### Given data:

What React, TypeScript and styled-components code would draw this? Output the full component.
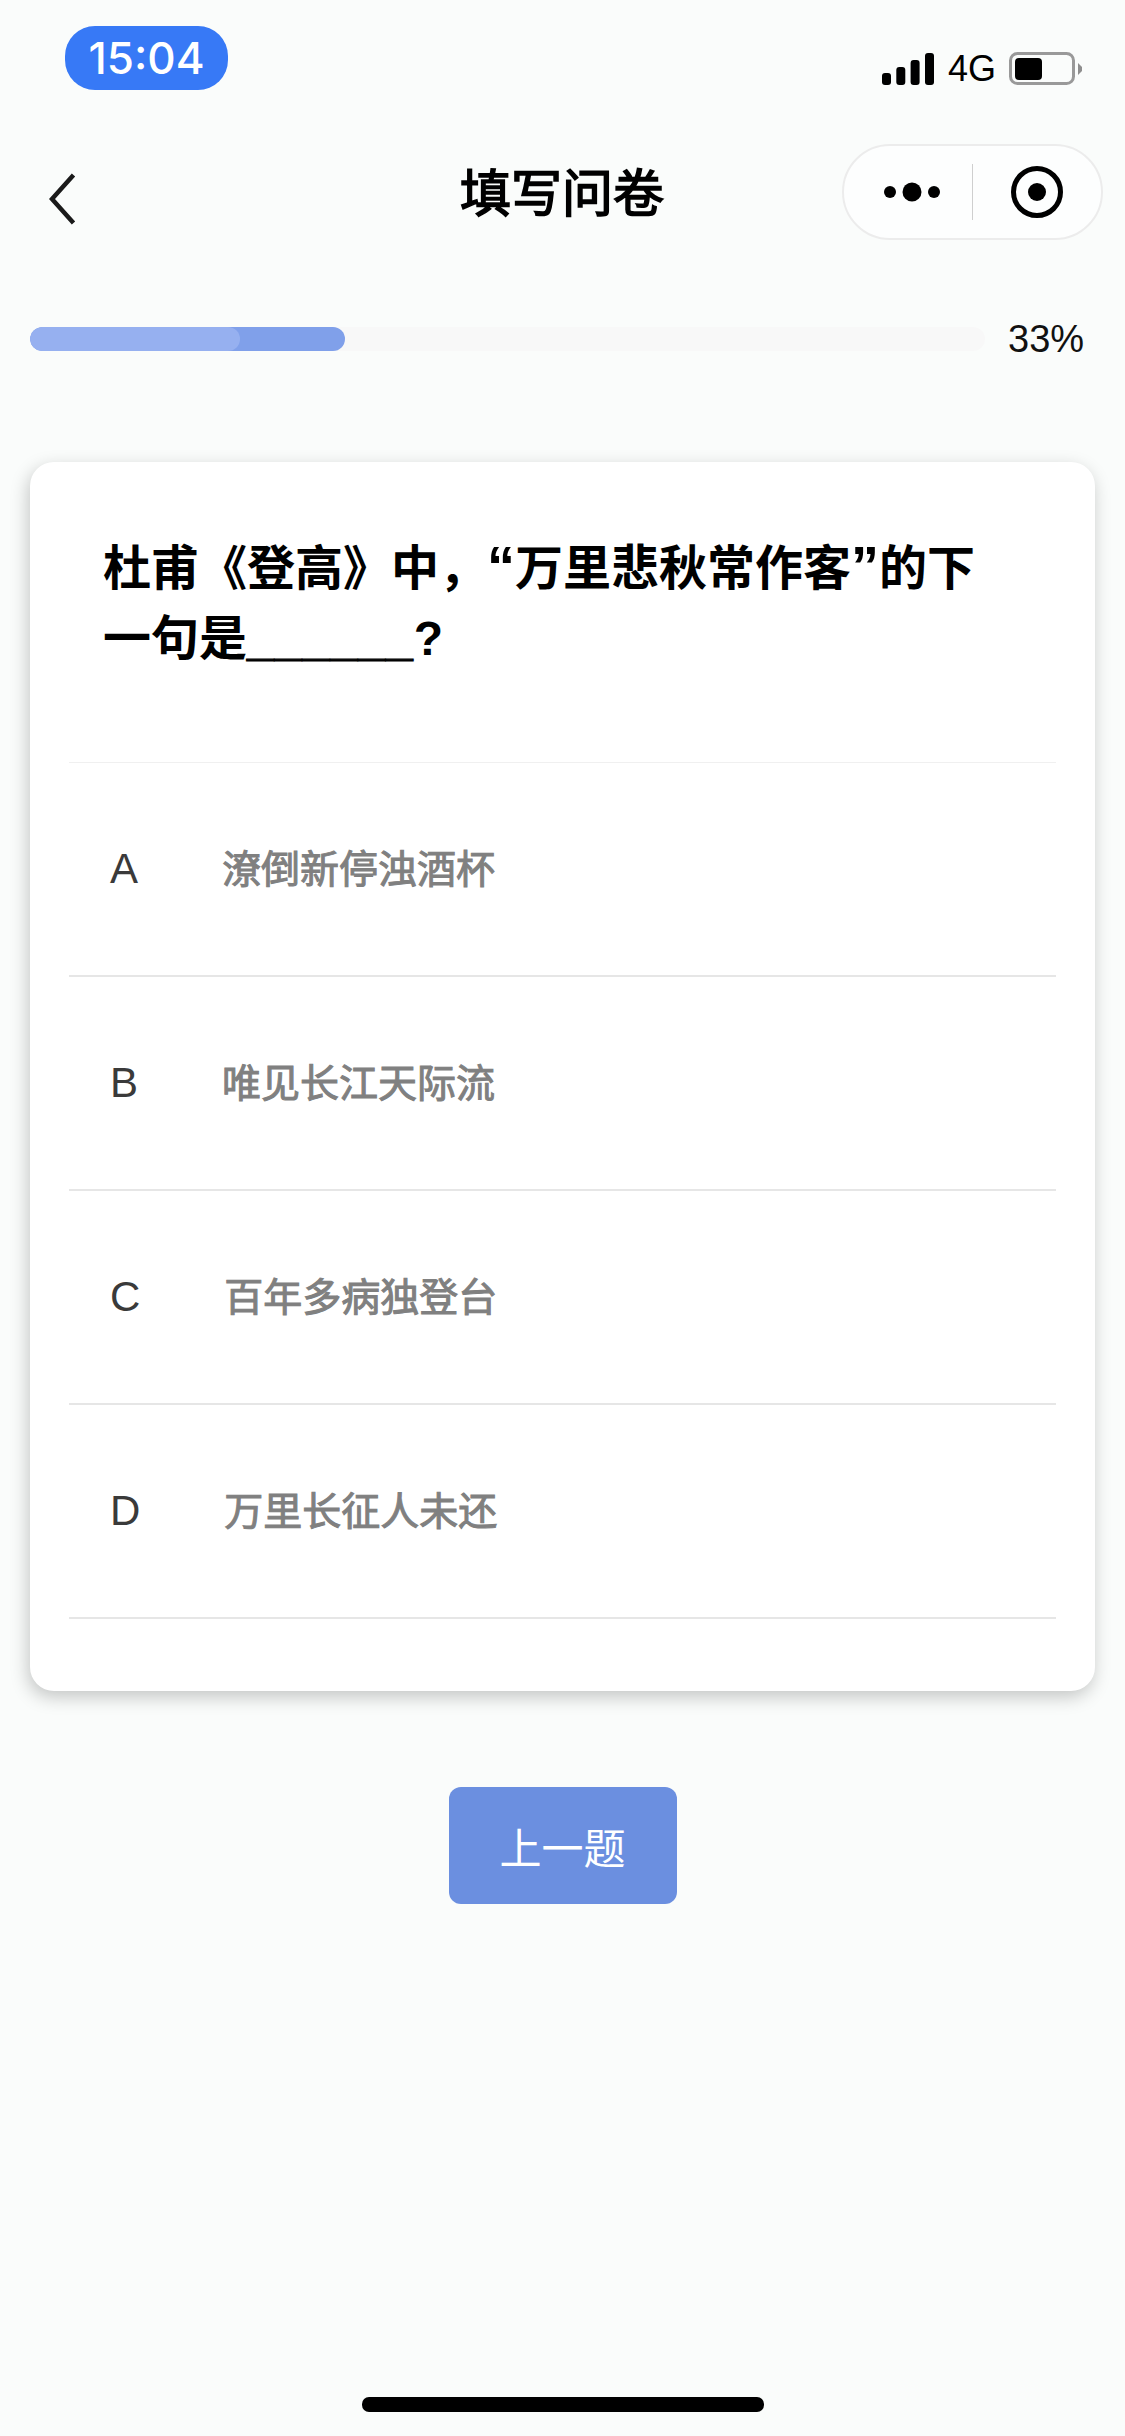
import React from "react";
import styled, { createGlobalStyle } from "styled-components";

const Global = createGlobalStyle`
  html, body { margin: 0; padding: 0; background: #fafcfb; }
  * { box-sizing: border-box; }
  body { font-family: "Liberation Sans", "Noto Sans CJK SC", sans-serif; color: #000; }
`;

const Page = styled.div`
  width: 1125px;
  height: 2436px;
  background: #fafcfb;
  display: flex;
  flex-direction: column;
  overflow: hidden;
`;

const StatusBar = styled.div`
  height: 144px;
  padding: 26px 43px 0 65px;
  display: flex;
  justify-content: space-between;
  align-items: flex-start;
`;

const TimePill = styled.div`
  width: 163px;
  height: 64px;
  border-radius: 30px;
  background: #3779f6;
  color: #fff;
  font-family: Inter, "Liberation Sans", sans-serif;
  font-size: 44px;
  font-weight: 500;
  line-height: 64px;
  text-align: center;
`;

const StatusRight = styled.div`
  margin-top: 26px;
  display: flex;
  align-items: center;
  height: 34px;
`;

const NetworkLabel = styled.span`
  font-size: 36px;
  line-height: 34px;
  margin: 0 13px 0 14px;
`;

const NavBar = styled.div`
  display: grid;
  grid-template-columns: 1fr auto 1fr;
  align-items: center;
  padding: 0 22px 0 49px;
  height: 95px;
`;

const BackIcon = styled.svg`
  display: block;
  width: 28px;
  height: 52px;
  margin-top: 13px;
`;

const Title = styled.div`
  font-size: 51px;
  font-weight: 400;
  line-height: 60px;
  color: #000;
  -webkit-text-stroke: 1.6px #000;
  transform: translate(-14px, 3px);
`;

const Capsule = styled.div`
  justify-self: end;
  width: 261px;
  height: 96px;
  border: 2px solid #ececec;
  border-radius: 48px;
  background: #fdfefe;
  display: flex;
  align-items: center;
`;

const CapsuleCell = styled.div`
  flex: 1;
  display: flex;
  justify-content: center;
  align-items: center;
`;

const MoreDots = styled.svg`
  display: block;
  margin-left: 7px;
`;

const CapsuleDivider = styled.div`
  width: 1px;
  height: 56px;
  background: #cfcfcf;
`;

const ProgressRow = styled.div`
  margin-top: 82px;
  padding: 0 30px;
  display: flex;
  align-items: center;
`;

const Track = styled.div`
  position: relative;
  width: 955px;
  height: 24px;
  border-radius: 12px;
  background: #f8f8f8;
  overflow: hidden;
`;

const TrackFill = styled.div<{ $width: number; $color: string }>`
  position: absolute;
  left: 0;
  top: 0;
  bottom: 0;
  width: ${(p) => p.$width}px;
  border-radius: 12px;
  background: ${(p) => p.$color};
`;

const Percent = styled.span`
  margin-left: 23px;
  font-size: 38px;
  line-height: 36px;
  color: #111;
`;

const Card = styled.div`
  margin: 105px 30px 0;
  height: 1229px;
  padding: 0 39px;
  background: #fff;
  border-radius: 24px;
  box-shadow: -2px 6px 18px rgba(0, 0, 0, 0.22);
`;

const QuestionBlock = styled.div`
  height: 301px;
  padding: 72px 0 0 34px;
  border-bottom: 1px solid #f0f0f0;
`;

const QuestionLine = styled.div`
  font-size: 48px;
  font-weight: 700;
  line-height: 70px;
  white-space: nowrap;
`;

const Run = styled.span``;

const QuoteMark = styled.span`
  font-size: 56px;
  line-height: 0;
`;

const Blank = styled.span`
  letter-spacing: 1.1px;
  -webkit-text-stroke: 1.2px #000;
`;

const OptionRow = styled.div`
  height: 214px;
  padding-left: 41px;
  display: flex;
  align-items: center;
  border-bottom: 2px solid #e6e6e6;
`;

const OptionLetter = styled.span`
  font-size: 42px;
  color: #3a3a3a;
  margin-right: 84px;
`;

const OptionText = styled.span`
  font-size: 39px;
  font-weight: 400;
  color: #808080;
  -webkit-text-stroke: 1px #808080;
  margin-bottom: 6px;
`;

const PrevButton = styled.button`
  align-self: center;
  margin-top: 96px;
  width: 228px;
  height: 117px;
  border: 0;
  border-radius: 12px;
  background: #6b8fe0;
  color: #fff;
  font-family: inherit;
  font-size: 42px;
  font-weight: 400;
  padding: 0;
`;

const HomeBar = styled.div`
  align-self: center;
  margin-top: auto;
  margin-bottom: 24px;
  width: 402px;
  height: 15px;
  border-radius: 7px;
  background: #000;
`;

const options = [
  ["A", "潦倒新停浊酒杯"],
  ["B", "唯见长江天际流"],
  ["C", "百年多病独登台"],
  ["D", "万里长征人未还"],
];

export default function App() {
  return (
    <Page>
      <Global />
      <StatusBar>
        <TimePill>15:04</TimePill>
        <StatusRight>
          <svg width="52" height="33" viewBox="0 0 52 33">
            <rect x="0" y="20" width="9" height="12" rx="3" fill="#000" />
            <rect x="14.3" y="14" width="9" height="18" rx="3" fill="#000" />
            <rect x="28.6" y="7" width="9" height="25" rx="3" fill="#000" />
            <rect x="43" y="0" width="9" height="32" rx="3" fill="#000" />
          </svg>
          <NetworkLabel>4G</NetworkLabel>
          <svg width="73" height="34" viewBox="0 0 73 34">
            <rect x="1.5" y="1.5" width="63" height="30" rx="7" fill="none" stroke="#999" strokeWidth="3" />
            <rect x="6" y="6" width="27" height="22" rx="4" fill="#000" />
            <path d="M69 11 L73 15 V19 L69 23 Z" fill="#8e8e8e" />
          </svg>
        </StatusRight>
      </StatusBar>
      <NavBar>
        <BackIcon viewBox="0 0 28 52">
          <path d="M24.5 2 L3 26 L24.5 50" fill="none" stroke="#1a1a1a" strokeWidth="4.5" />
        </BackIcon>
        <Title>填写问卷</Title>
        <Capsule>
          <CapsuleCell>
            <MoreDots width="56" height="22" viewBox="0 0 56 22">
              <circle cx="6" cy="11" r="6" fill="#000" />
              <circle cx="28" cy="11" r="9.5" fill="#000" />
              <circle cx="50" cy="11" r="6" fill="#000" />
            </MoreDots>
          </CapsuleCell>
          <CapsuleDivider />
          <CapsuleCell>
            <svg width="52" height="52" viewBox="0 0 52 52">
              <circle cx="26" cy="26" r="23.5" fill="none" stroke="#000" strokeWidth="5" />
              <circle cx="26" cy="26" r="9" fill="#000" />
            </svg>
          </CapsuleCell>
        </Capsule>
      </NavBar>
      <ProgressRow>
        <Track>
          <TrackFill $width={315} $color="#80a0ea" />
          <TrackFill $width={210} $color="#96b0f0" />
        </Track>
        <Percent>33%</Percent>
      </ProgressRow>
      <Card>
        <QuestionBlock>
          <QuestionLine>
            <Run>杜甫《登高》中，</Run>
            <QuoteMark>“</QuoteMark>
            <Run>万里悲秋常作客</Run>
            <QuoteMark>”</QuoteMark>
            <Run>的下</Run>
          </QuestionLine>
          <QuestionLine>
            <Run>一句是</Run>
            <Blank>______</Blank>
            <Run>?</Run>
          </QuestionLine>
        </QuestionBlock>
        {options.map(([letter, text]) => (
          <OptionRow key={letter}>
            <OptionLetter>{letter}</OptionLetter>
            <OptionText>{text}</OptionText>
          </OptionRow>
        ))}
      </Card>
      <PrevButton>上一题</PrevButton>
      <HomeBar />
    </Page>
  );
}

### Do this:
What is the number of lines containing "React"? Give that number only.

### Worked answer:
2